Apart from Italy’s proposals, the Three Seas Initiative‑Middle Corridor countries could also pool their own resources to come up with small‑scale, yet impactful projects to deliver public goods focused on connectivity in Africa as well. Small as they might be, these projects might present an alternative to the great power games in the Indian Ocean basin, especially in East African countries. These projects would enhance connectivity and promote the idea of free and open spaces in a region that has been often overlooked by the great powers.
Partnerships
During the Cold War, nations focused on their alliance partners. In the post‑Cold War era, cooperation was extended to “friends,” who while not treaty allies shared a sufficient number of common interests. The contemporary world has added a third category of cooperation: “partner”—a term suggesting more than ‘mere’ friendship. Partners together achieve the level of joint action equal to a treaty nation but without the straitjacket and politics of signing a piece of paper. The way the OTS operates in practice—which could be influential in building out the Middle Corridor and linking the project to other connectivity initiatives—is an example of nations operating on the partnership model. What makes the strategy of free and open spaces realistic is the number of reliable and responsible partners that potentially could cooperate with the initiative of small and medium nations that elect to determine their own future and take the initiative.

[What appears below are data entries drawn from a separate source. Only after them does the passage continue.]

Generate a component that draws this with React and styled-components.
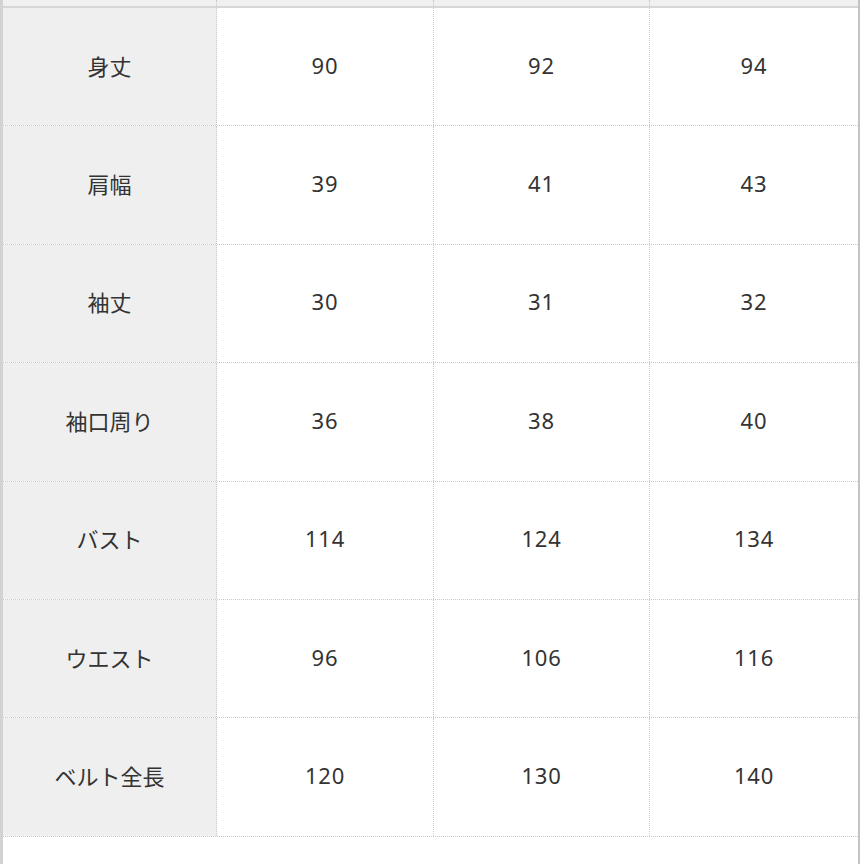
import React from "react";
import styled, { createGlobalStyle } from "styled-components";

const Global = createGlobalStyle`
  html, body { margin: 0; padding: 0; background: #fff; }
  body { font-family: "Noto Sans CJK JP", "Noto Sans", sans-serif; }
`;

const Frame = styled.div`
  width: 864px;
  height: 864px;
  box-sizing: border-box;
  border-left: 3px solid #d2d2d2;
  border-right: 4px solid #fff;
  overflow: hidden;
  background: #fff;
  display: flex;
`;

const Inner = styled.div`
  flex: 1;
  border-right: 2px solid #c4c4c4;
  display: flex;
  flex-direction: column;
`;

const TopStrip = styled.div`
  height: 6px;
  background: #f0f0f0;
  border-bottom: 2px solid #d6d6d6;
  display: grid;
  grid-template-columns: 214px 217px 216px 1fr;
`;

const StripCell = styled.div`
  border-right: ${(p) => (p.$last ? "none" : "1px dotted #c8c8c8")};
`;

const Row = styled.div`
  height: 118.4px;
  box-sizing: border-box;
  border-bottom: 1px dotted #c8c8c8;
  display: grid;
  grid-template-columns: 214px 217px 216px 1fr;
`;

const Cell = styled.div`
  display: flex;
  align-items: center;
  justify-content: center;
  font-size: 22px;
  color: #333;
  background: ${(p) => (p.$label ? "#efefef" : "#fff")};
  border-right: ${(p) => (p.$last ? "none" : "1px dotted #c8c8c8")};
  padding-bottom: 4px;
`;

const Num = styled.span`
  font-family: "Noto Sans", "Liberation Sans", sans-serif;
  letter-spacing: 0.8px;
`;

const rows = [
  ["身丈", "90", "92", "94"],
  ["肩幅", "39", "41", "43"],
  ["袖丈", "30", "31", "32"],
  ["袖口周り", "36", "38", "40"],
  ["バスト", "114", "124", "134"],
  ["ウエスト", "96", "106", "116"],
  ["ベルト全長", "120", "130", "140"],
];

export default function App() {
  return (
    <>
      <Global />
      <Frame>
        <Inner>
          <TopStrip>
            <StripCell />
            <StripCell />
            <StripCell />
            <StripCell $last />
          </TopStrip>
          {rows.map((r) => (
            <Row key={r[0]}>
              <Cell $label>{r[0]}</Cell>
              <Cell><Num>{r[1]}</Num></Cell>
              <Cell><Num>{r[2]}</Num></Cell>
              <Cell $last><Num>{r[3]}</Num></Cell>
            </Row>
          ))}
        </Inner>
      </Frame>
    </>
  );
}
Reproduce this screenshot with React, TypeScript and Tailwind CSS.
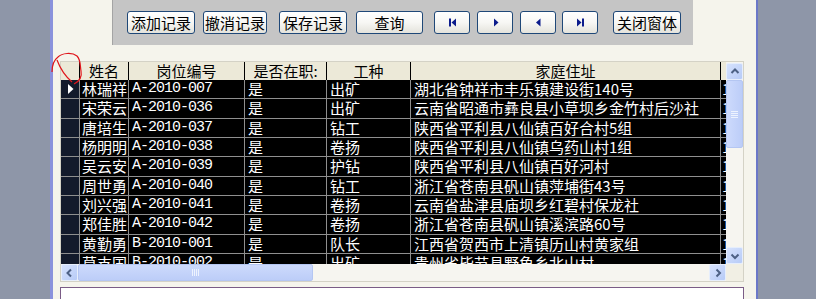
import React from "react";

const rows: [string, string, string, string, string][] = [
  ["林瑞祥", "A-2010-007", "是", "出矿", "湖北省钟祥市丰乐镇建设街140号"],
  ["宋荣云", "A-2010-036", "是", "出矿", "云南省昭通市彝良县小草坝乡金竹村后沙社"],
  ["唐培生", "A-2010-037", "是", "钻工", "陕西省平利县八仙镇百好合村5组"],
  ["杨明明", "A-2010-038", "是", "卷扬", "陕西省平利县八仙镇乌药山村1组"],
  ["吴云安", "A-2010-039", "是", "护钻", "陕西省平利县八仙镇百好河村"],
  ["周世勇", "A-2010-040", "是", "钻工", "浙江省苍南县矾山镇萍埔街43号"],
  ["刘兴强", "A-2010-041", "是", "卷扬", "云南省盐津县庙坝乡红碧村保龙社"],
  ["郑佳胜", "A-2010-042", "是", "卷扬", "浙江省苍南县矾山镇溪滨路60号"],
  ["黄勤勇", "B-2010-001", "是", "队长", "江西省贺西市上清镇历山村黄家组"],
  ["莫支国", "B-2010-002", "是", "出矿", "贵州省毕节县野鱼乡北山村"],
];

const font = "font-['Noto_Sans_CJK_SC','Noto_Sans',sans-serif]";

function TextButton({ label, className }: { label: string; className: string }) {
  return (
    <button
      type="button"
      className={`h-[23px] rounded-[3px] border border-[#1f4878] bg-linear-to-b from-white via-[#f7f7f4] to-[#e4e3dc] text-[15px] leading-none text-black ${className}`}
    >
      {label}
    </button>
  );
}

function NavButton({ kind, className }: { kind: "first" | "next" | "prev" | "last"; className: string }) {
  return (
    <button
      type="button"
      className={`flex h-[23px] w-[36px] items-center justify-center rounded-[3px] border border-[#1f4878] bg-linear-to-b from-white via-[#f7f7f4] to-[#e4e3dc] ${className}`}
    >
      <svg width="9" height="9" viewBox="0 0 9 9" fill="#0c1c8c">
        {kind === "first" && (
          <>
            <rect x="1" y="0.5" width="2" height="8" />
            <path d="M8 0.5 L3.5 4.5 L8 8.5 Z" />
          </>
        )}
        {kind === "next" && <path d="M3 0.5 L7.5 4.5 L3 8.5 Z" />}
        {kind === "prev" && <path d="M6.5 0.5 L2 4.5 L6.5 8.5 Z" />}
        {kind === "last" && (
          <>
            <path d="M1 0.5 L5.5 4.5 L1 8.5 Z" />
            <rect x="6" y="0.5" width="2" height="8" />
          </>
        )}
      </svg>
    </button>
  );
}

function ScrollArrow({ dir }: { dir: "up" | "down" | "left" | "right" }) {
  const d = {
    up: "M2.5 7 L6 3.5 L9.5 7",
    down: "M2.5 4.5 L6 8 L9.5 4.5",
    left: "M7 2.5 L3.5 6 L7 9.5",
    right: "M4.5 2.5 L8 6 L4.5 9.5",
  }[dir];
  return (
    <div className="flex h-[17px] w-[17px] shrink-0 items-center justify-center rounded-[2px] border border-[#e6eefc] bg-linear-to-br from-[#d6e2fd] to-[#b7cbf7]">
      <svg width="12" height="12" viewBox="0 0 12 12" fill="none" stroke="#4d6185" strokeWidth="2">
        <path d={d} />
      </svg>
    </div>
  );
}

export default function App() {
  return (
    <div className={`relative flex h-[299px] w-[816px] overflow-hidden bg-[#8e96a8] ${font}`}>
      <div className="w-[50px] shrink-0 bg-[#8e96a8]" />
      <div className="w-[3px] shrink-0 bg-[#8a92dc]" />

      <div className="flex w-[703px] shrink-0 flex-col overflow-hidden bg-[#f5f4ec]">
        {/* toolbar */}
        <div className="ml-[59px] flex h-[45px] w-[581px] shrink-0 items-start border-l border-[#a4a4a4] bg-[#c5c5c5] pl-[14px] pt-[11px]">
          <TextButton label="添加记录" className="w-[68px]" />
          <TextButton label="撤消记录" className="ml-[8px] w-[64px]" />
          <TextButton label="保存记录" className="ml-[12px] w-[68px]" />
          <TextButton label="查询" className="ml-[9px] w-[67px]" />
          <NavButton kind="first" className="ml-[11px]" />
          <NavButton kind="next" className="ml-[7px]" />
          <NavButton kind="prev" className="ml-[7px]" />
          <NavButton kind="last" className="ml-[6px]" />
          <TextButton label="关闭窗体" className="ml-[15px] w-[68px]" />
        </div>

        {/* datasheet */}
        <div className="ml-[7px] mt-[16px] flex h-[221px] w-[684px] shrink-0 flex-col border border-[#d4d2c6]">
          <div className="flex h-[202px] shrink-0">
            <div className="w-[665px] overflow-hidden">
              <div className="flex h-[18px] bg-[#ece9d8] text-[15px] leading-[18px] text-black">
                <div className="w-[19px] border-r border-black" />
                <div className="w-[49px] border-r border-black text-center">姓名</div>
                <div className="w-[116px] border-r border-black text-center">岗位编号</div>
                <div className="w-[82px] border-r border-black text-center">是否在职:</div>
                <div className="w-[84px] border-r border-black text-center">工种</div>
                <div className="w-[310px] border-r border-black text-center">家庭住址</div>
                <div className="w-[5px]" />
              </div>
              <div className="h-[184px] overflow-hidden bg-black">
                {rows.map((r, i) => (
                  <div
                    key={r[1]}
                    className="flex h-[19.33px] border-b border-[#8f8f8f] text-[15px] leading-[18px] text-white"
                  >
                    <div className="flex w-[19px] items-center justify-center border-r border-[#8f8f8f] bg-[#131a2b]">
                      {i === 0 && (
                        <svg width="7" height="10" viewBox="0 0 7 10" fill="white">
                          <path d="M1 0 L6.5 5 L1 10 Z" />
                        </svg>
                      )}
                    </div>
                    <div className="w-[49px] overflow-hidden whitespace-nowrap border-r border-[#8f8f8f] pl-[2px]">{r[0]}</div>
                    <div className="w-[116px] whitespace-nowrap border-r border-[#8f8f8f] pl-[3px] font-['Liberation_Mono',monospace] tracking-[-1px]">
                      {r[1]}
                    </div>
                    <div className="w-[82px] border-r border-[#8f8f8f] pl-[3px]">{r[2]}</div>
                    <div className="w-[84px] border-r border-[#8f8f8f] pl-[3px]">{r[3]}</div>
                    <div className="w-[310px] overflow-hidden whitespace-nowrap border-r border-[#8f8f8f] pl-[3px]">{r[4]}</div>
                    <div className="w-[5px] overflow-hidden whitespace-nowrap pl-[1px]">1</div>
                  </div>
                ))}
              </div>
            </div>
            {/* vertical scrollbar */}
            <div className="flex w-[17px] flex-col bg-[#f6f5f0] pt-[1px]">
              <ScrollArrow dir="up" />
              <div className="flex h-[68px] shrink-0 items-center justify-center rounded-[2px] border border-[#b4c6f2] bg-linear-to-r from-[#cddafc] to-[#bccdf8]">
                <div className="flex flex-col gap-[1px]">
                  <div className="h-px w-[7px] bg-[#eef3fe]" />
                  <div className="h-px w-[7px] bg-[#eef3fe]" />
                  <div className="h-px w-[7px] bg-[#eef3fe]" />
                  <div className="h-px w-[7px] bg-[#eef3fe]" />
                </div>
              </div>
              <div className="flex-1" />
              <ScrollArrow dir="down" />
            </div>
          </div>
          {/* horizontal scrollbar */}
          <div className="flex h-[17px] shrink-0">
            <div className="flex w-[665px] bg-[#f6f5f0]">
              <ScrollArrow dir="left" />
              <div className="flex w-[235px] shrink-0 items-center justify-center rounded-[2px] border border-[#b4c6f2] bg-linear-to-b from-[#cddafc] to-[#bccdf8]">
                <div className="flex gap-[1px]">
                  <div className="h-[7px] w-px bg-[#eef3fe]" />
                  <div className="h-[7px] w-px bg-[#eef3fe]" />
                  <div className="h-[7px] w-px bg-[#eef3fe]" />
                  <div className="h-[7px] w-px bg-[#eef3fe]" />
                </div>
              </div>
              <div className="flex-1" />
              <ScrollArrow dir="right" />
            </div>
            <div className="w-[17px] bg-[#f1efe4]" />
          </div>
        </div>

        {/* subform */}
        <div className="ml-[7px] mt-[5px] h-[30px] w-[684px] shrink-0 border border-[#7a5c86] bg-white" />
      </div>

      <div className="w-[2px] shrink-0 bg-[#6b78c8]" />
      <div className="flex-1 bg-[#8e96a8]" />

      {/* red hand-drawn annotation */}
      <svg className="pointer-events-none absolute left-0 top-0" width="816" height="299" fill="none" stroke="#e0151b" strokeWidth="1.2">
        <path d="M52 72 C52 66 54 60 58 57 C62 53 72 52 77 56 C81 60 80 66 81 71 C82 76 80 81 74 84" />
        <path d="M57 60 C60 68 65 76 72 82" />
      </svg>
    </div>
  );
}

The United States, for instance, stands to benefit from the success of all these projects. While American leadership in all of these areas has wavered in recent years, that trend is unlikely to continue. The U.S. needs new opportunities for foreign direct investment. Further, as a global power with global interests and global responsibilities, America benefits most from the surety of the “commons,” and free and open spaces facilitate building more resilient and redundant corridors.
To be frank, it is fair to be skeptical of the EU as an institution delivering on Global Gateway or serving as a robust partner for building free and open spaces. The EU is likely to be consumed for years in an internecine struggle to overcome the challenges of yet further expansion (not only in the Western Balkans but in Georgia, Moldova, and Ukraine—assuming promises are kept) and squabbling over the future direction of the “European project.” More integration may well not deliver a stronger partner for the expansion of free and open spaces. On the other hand, there are a number of northern, central, and southern European states that have a deep strategic interest in empowering and expanding the free and open concept.
The key potential partners in the Greater Middle East include Türkiye, Saudi Arabia, the UAE, Egypt, Israel, and Morocco. All are important stakeholders—not only for reasons having to do with geography but for the key capabilities and leadership they can provide to a larger effort to increase stability in the region and the contributions they can each make to empowering free and open spaces.
From the Indo‑Pacific region, indispensable partners would include Japan, South Korea, and India. There are other important potential partners as well, including Australia and the ASEAN states.
There is a multiplicity of multinational frameworks that could facilitate cooperation or participate in joint action initiatives, including the OTS and the QUAD.
Call to Action
The time to act is right now. Here are two examples of voices we should listen to. “For the first time in three decades, the establishment of formidable Trans‑Caspian infrastructure has become viable,” Svante E. Cornell and Brenda Shaffer said in a recent article. Likewise, Kamran Bokhari and Eugene Chausovsky argue that the “Trans‑Caspian Corridor is a viable way to create sustainable trade connectivity between East Asia and Europe.”
In addition, as Cornell and Shaffer point out, “strategic cooperation between the states of Central Asia and the Caucasus has grown significantly, enabling the consolidation of foreign policies that focus on strengthening their independence and direct links to the outside world. The rise of Turkish strategic cooperation with the states of the region has further strengthened the impetus for the Trans‑Caspian.” We could not agree more.
We also underscore that the governments of the small and medium‑sized nations that make up the Three Seas Initiative and Middle Corridor region should not expect outside powers to grasp this strategic opportunity. Russia, Iran, and China have their own objectives—more focused on protecting their regional dominance than empowering those nations that fall within their perceived purview.
The U.S. and EU each seem at best ambivalent. Joe Biden did recently meet with Central Asian leaders on the sidelines of the UN General Assembly, but the proposals he offered did not indicate that America was in the business of championing transformative change. A formal summit between the U.S. and the Central Asians has never taken place. Neither has one involving the U.S. president and the South Caucasus leaders. The first formal summit between the EU (represented by the presidents of the EU Council and the EU Commission) and Central Asian presidents will take place in Uzbekistan soon, but there are no plans to replicate this for South Caucasus leaders. It goes without saying that neither the two top EU leaders nor the U.S. president have any plans to conduct a summit with OTS top leaders.
While top leaders from the Three Seas Initiative countries have called for cooperation on enabling infrastructure with (at least some of) the core Silk Road region countries, there has been too much talk and little action.
Governments need to take the lead, placing connectivity to the South Caucasus and Central Asia near the peak of their agenda. Partnership with Türkiye should also become part of the plan—as should then challenging the great powers to follow their lead.
In the Middle East, nations need to look beyond the issue of Gaza, recognizing that a brighter future for all, including the Palestinians, requires embracing the path of peace, prosperity, and stability that comes from being a strategic bridge between Europe and Asia with the capacity to carry the material and digital traffic uniting the free and open spaces.
The nations of Africa, including Morocco, Kenya, Tanzania, Mozambique, Angola, Ghana, and Nigeria, need to see themselves as integral members of the global family of free and open nations, not Balkanized countries trapped in the Global South.
This is truly a time for choosing, but also a time when small and medium nations may take the lead in pointing to a better way.